### WHAT YOU ARE ASKED TO DO:
Transcribe the records below in full; pictures stay out of the copy.

### PROVIDED ENTRIES:
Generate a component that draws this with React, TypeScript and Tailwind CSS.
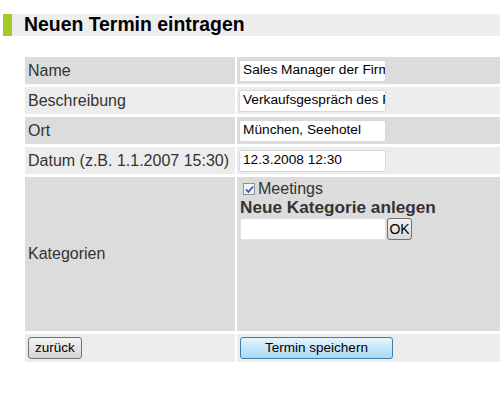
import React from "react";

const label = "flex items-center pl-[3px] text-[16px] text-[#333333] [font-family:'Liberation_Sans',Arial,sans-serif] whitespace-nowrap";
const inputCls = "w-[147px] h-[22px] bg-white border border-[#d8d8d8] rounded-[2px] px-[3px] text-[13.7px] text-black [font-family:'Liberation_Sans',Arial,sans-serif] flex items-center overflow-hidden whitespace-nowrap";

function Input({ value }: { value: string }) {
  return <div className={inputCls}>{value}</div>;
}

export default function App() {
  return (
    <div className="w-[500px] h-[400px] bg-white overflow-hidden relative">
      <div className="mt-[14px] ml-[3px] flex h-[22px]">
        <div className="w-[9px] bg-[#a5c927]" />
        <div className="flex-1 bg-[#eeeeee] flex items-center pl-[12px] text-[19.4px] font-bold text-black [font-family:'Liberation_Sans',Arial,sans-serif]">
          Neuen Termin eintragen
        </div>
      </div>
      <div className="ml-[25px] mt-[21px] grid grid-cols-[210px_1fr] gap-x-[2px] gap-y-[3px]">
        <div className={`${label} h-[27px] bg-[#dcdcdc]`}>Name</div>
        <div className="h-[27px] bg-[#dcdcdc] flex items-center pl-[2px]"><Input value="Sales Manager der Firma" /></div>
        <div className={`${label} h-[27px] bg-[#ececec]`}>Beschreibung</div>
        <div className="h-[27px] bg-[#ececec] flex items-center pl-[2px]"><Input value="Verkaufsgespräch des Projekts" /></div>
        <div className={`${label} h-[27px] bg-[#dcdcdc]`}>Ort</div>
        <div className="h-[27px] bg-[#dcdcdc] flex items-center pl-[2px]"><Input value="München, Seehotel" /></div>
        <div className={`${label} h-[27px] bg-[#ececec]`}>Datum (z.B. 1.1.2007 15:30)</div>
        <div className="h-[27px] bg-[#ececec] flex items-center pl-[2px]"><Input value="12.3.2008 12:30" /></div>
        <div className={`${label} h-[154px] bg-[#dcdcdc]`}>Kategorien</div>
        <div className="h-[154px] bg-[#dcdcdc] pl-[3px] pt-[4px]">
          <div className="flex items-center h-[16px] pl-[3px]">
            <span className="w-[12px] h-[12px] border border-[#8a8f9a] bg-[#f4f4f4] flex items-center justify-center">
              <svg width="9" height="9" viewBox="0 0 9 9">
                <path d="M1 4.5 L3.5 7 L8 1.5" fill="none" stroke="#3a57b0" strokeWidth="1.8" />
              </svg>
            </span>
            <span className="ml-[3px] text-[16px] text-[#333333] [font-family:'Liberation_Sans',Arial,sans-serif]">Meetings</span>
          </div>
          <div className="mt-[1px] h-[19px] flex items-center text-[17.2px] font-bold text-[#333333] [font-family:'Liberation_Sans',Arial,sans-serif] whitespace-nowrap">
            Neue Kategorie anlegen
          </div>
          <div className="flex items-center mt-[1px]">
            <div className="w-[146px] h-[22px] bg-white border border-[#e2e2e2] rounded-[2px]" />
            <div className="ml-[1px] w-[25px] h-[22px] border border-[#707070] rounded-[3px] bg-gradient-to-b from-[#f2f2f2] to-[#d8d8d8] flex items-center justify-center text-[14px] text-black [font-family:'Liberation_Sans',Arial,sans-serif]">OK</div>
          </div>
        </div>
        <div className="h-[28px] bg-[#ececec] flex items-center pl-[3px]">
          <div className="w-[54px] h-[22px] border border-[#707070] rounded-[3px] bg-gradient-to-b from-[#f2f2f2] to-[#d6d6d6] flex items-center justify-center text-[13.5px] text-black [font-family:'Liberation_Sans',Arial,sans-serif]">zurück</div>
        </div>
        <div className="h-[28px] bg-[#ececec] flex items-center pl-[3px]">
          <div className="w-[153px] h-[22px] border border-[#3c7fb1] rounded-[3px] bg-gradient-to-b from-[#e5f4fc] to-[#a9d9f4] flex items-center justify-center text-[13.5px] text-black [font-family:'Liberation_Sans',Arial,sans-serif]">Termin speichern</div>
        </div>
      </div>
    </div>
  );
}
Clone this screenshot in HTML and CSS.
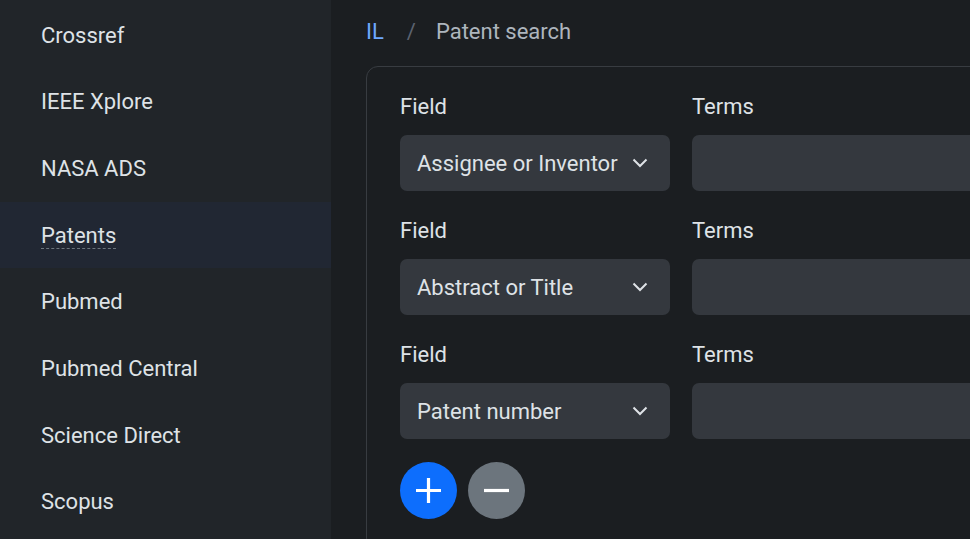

### TASK SOLUTION:
Generate a component that draws this with React, TypeScript and Tailwind CSS.
import React from "react";

const label = "flex items-center pl-[3px] text-[16px] text-[#333333] [font-family:'Liberation_Sans',Arial,sans-serif] whitespace-nowrap";
const inputCls = "w-[147px] h-[22px] bg-white border border-[#d8d8d8] rounded-[2px] px-[3px] text-[13.7px] text-black [font-family:'Liberation_Sans',Arial,sans-serif] flex items-center overflow-hidden whitespace-nowrap";

function Input({ value }: { value: string }) {
  return <div className={inputCls}>{value}</div>;
}

export default function App() {
  return (
    <div className="w-[500px] h-[400px] bg-white overflow-hidden relative">
      <div className="mt-[14px] ml-[3px] flex h-[22px]">
        <div className="w-[9px] bg-[#a5c927]" />
        <div className="flex-1 bg-[#eeeeee] flex items-center pl-[12px] text-[19.4px] font-bold text-black [font-family:'Liberation_Sans',Arial,sans-serif]">
          Neuen Termin eintragen
        </div>
      </div>
      <div className="ml-[25px] mt-[21px] grid grid-cols-[210px_1fr] gap-x-[2px] gap-y-[3px]">
        <div className={`${label} h-[27px] bg-[#dcdcdc]`}>Name</div>
        <div className="h-[27px] bg-[#dcdcdc] flex items-center pl-[2px]"><Input value="Sales Manager der Firma" /></div>
        <div className={`${label} h-[27px] bg-[#ececec]`}>Beschreibung</div>
        <div className="h-[27px] bg-[#ececec] flex items-center pl-[2px]"><Input value="Verkaufsgespräch des Projekts" /></div>
        <div className={`${label} h-[27px] bg-[#dcdcdc]`}>Ort</div>
        <div className="h-[27px] bg-[#dcdcdc] flex items-center pl-[2px]"><Input value="München, Seehotel" /></div>
        <div className={`${label} h-[27px] bg-[#ececec]`}>Datum (z.B. 1.1.2007 15:30)</div>
        <div className="h-[27px] bg-[#ececec] flex items-center pl-[2px]"><Input value="12.3.2008 12:30" /></div>
        <div className={`${label} h-[154px] bg-[#dcdcdc]`}>Kategorien</div>
        <div className="h-[154px] bg-[#dcdcdc] pl-[3px] pt-[4px]">
          <div className="flex items-center h-[16px] pl-[3px]">
            <span className="w-[12px] h-[12px] border border-[#8a8f9a] bg-[#f4f4f4] flex items-center justify-center">
              <svg width="9" height="9" viewBox="0 0 9 9">
                <path d="M1 4.5 L3.5 7 L8 1.5" fill="none" stroke="#3a57b0" strokeWidth="1.8" />
              </svg>
            </span>
            <span className="ml-[3px] text-[16px] text-[#333333] [font-family:'Liberation_Sans',Arial,sans-serif]">Meetings</span>
          </div>
          <div className="mt-[1px] h-[19px] flex items-center text-[17.2px] font-bold text-[#333333] [font-family:'Liberation_Sans',Arial,sans-serif] whitespace-nowrap">
            Neue Kategorie anlegen
          </div>
          <div className="flex items-center mt-[1px]">
            <div className="w-[146px] h-[22px] bg-white border border-[#e2e2e2] rounded-[2px]" />
            <div className="ml-[1px] w-[25px] h-[22px] border border-[#707070] rounded-[3px] bg-gradient-to-b from-[#f2f2f2] to-[#d8d8d8] flex items-center justify-center text-[14px] text-black [font-family:'Liberation_Sans',Arial,sans-serif]">OK</div>
          </div>
        </div>
        <div className="h-[28px] bg-[#ececec] flex items-center pl-[3px]">
          <div className="w-[54px] h-[22px] border border-[#707070] rounded-[3px] bg-gradient-to-b from-[#f2f2f2] to-[#d6d6d6] flex items-center justify-center text-[13.5px] text-black [font-family:'Liberation_Sans',Arial,sans-serif]">zurück</div>
        </div>
        <div className="h-[28px] bg-[#ececec] flex items-center pl-[3px]">
          <div className="w-[153px] h-[22px] border border-[#3c7fb1] rounded-[3px] bg-gradient-to-b from-[#e5f4fc] to-[#a9d9f4] flex items-center justify-center text-[13.5px] text-black [font-family:'Liberation_Sans',Arial,sans-serif]">Termin speichern</div>
        </div>
      </div>
    </div>
  );
}
Clone this screenshot in HTML and CSS.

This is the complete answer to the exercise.